___ DATA SUPPLIED

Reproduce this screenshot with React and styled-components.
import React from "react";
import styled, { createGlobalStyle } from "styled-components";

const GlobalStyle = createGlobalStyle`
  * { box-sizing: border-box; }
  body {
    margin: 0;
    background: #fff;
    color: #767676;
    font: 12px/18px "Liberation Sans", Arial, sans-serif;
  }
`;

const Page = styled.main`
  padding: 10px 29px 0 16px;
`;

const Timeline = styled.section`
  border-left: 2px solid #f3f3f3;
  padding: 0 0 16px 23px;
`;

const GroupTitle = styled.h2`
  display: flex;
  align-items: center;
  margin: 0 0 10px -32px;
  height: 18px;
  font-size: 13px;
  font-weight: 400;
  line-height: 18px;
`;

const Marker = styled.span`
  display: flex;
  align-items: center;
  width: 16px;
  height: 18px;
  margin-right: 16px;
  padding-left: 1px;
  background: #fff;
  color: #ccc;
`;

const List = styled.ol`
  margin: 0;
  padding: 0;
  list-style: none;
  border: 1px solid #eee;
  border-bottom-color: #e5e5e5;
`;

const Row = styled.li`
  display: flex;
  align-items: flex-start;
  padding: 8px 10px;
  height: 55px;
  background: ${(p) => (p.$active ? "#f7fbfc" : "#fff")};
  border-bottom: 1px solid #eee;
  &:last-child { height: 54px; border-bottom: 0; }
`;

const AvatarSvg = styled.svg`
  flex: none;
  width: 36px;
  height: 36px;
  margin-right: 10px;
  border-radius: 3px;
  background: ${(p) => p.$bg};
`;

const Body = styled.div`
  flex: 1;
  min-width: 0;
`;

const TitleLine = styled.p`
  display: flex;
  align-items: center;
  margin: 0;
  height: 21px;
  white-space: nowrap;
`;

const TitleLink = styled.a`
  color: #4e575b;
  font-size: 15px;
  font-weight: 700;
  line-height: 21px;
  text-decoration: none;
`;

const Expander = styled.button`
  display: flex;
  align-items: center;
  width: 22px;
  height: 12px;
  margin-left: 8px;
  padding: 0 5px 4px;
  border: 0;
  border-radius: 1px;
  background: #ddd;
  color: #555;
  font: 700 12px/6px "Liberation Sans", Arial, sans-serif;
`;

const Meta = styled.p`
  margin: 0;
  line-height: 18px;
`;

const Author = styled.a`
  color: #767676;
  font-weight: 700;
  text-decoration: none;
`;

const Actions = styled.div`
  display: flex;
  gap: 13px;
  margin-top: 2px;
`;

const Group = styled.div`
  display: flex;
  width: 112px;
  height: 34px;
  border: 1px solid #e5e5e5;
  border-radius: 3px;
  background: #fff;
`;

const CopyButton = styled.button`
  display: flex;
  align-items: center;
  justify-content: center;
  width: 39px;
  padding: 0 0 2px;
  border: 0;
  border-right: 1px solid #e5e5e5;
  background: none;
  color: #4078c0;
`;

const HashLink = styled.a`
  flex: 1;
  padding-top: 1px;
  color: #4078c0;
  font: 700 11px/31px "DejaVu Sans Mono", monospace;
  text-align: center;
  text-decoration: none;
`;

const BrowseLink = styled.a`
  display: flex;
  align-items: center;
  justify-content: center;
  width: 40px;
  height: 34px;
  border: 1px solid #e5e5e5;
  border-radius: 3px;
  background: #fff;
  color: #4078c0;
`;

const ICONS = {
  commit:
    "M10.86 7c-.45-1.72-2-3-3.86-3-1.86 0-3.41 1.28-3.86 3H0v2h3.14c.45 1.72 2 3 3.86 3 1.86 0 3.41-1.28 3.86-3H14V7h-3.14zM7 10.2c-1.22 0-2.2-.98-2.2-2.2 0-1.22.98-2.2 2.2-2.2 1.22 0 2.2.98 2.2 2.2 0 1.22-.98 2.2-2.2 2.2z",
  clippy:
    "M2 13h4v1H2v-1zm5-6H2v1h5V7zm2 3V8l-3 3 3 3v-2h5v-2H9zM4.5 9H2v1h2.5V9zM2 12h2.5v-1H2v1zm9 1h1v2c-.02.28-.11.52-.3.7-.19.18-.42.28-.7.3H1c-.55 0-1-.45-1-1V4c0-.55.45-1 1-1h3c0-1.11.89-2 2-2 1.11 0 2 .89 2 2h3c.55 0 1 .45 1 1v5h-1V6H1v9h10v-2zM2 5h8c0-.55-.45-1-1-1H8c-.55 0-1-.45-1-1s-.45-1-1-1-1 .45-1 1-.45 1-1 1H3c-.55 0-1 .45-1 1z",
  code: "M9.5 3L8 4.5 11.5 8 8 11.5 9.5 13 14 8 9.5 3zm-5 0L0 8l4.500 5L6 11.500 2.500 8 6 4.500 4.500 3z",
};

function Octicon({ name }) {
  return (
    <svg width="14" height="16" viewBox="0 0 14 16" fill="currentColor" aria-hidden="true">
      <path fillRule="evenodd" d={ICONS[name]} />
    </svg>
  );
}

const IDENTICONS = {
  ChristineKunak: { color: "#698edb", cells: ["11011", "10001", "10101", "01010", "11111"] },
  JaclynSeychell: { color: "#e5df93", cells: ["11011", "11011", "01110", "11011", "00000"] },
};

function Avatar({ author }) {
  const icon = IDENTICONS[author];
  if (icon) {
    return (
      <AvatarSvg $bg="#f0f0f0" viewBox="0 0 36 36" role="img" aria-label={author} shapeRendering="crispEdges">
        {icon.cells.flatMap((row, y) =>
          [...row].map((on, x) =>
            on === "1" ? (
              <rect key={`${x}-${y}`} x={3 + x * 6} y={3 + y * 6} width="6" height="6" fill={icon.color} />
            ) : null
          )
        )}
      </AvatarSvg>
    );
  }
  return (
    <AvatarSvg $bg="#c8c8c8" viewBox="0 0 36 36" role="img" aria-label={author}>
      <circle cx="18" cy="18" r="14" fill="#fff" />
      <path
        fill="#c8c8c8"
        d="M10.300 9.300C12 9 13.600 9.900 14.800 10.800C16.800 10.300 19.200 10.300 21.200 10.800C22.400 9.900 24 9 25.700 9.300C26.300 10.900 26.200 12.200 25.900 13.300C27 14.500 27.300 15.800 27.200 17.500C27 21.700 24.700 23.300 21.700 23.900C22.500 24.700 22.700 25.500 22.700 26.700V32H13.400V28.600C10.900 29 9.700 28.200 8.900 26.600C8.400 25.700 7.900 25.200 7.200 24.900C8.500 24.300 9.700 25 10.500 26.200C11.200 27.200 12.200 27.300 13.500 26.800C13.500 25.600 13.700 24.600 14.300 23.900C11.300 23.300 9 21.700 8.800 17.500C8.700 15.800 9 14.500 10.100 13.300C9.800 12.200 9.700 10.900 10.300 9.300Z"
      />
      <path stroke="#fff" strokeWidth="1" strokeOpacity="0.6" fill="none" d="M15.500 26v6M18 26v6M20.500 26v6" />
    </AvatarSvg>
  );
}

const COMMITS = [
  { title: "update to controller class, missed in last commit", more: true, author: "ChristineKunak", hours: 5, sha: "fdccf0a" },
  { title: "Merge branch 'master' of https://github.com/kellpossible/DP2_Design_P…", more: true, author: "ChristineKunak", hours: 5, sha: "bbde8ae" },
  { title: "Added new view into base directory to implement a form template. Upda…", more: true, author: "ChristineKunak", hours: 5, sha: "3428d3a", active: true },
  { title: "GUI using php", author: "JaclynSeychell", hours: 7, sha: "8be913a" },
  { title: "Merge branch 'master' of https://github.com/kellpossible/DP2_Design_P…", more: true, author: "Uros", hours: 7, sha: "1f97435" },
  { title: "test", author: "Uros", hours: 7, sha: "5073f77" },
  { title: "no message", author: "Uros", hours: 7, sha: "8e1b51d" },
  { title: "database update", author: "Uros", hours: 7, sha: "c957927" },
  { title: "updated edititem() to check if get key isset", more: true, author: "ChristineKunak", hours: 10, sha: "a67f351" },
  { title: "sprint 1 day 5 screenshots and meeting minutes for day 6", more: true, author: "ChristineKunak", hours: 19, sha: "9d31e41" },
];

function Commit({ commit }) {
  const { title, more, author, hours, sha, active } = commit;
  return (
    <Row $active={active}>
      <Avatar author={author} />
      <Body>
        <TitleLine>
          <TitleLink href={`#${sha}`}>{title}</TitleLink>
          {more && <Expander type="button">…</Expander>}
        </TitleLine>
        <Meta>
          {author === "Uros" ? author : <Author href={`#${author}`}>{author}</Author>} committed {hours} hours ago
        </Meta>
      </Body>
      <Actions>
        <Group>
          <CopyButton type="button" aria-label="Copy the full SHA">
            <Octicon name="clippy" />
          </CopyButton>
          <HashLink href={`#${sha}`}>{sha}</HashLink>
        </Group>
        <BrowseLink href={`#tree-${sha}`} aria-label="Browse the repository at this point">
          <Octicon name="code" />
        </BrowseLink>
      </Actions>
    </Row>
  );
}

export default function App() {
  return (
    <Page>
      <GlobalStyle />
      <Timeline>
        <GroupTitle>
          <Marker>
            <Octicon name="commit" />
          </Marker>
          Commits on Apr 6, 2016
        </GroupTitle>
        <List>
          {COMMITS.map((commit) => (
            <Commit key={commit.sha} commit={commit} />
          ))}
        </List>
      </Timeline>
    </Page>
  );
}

______
___ DATA SUPPLIED

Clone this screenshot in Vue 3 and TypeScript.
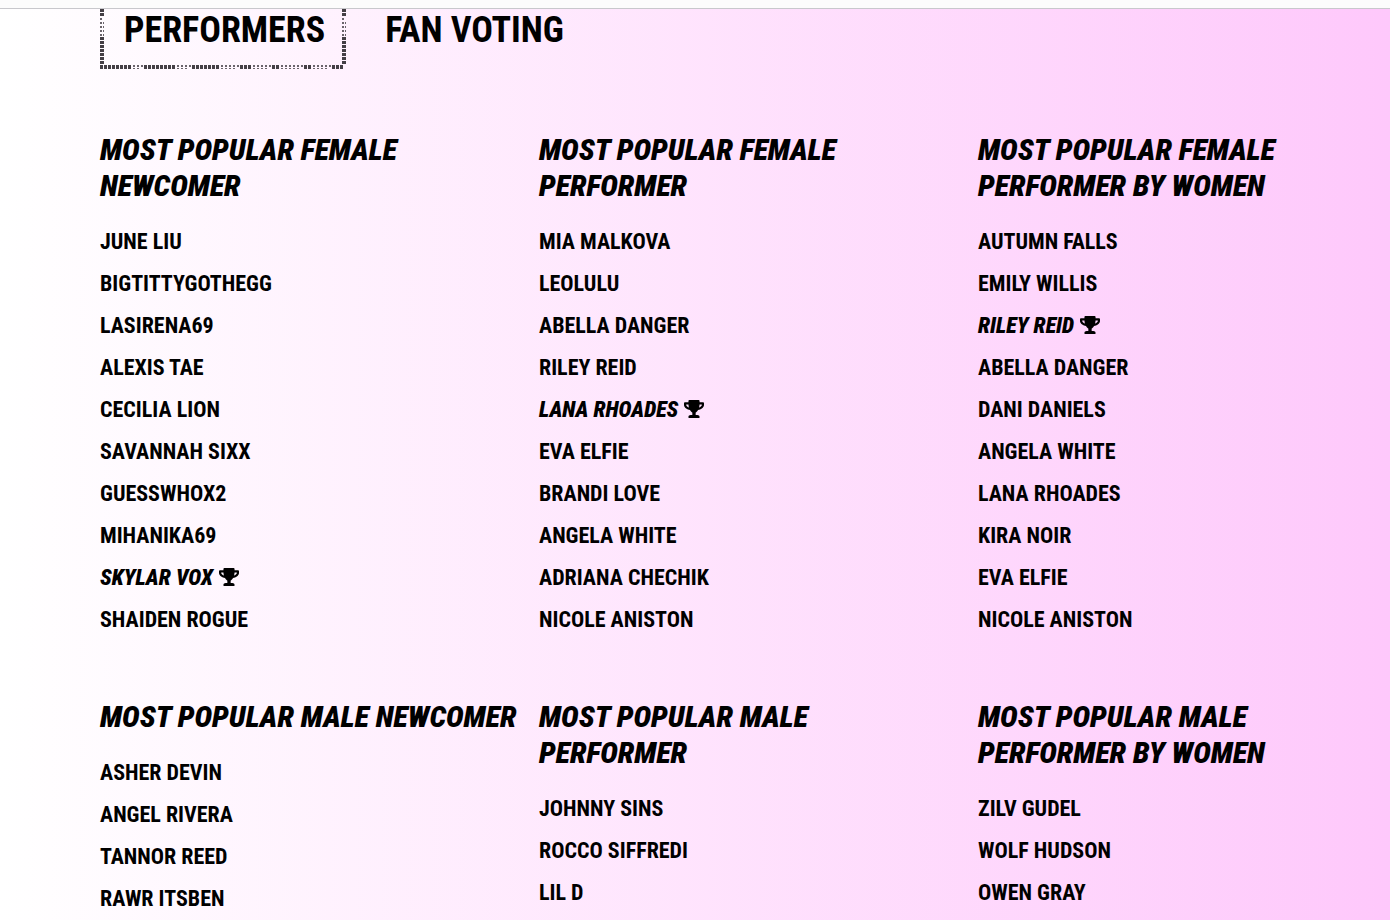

______

> _EXERCISE BRIEF_: Go through the preceding material and copy each line that has the word "this".

> _TASK SOLUTION_:
Reproduce this screenshot with React and styled-components.
        <BrowseLink href={`#tree-${sha}`} aria-label="Browse the repository at this point">
Clone this screenshot in Vue 3 and TypeScript.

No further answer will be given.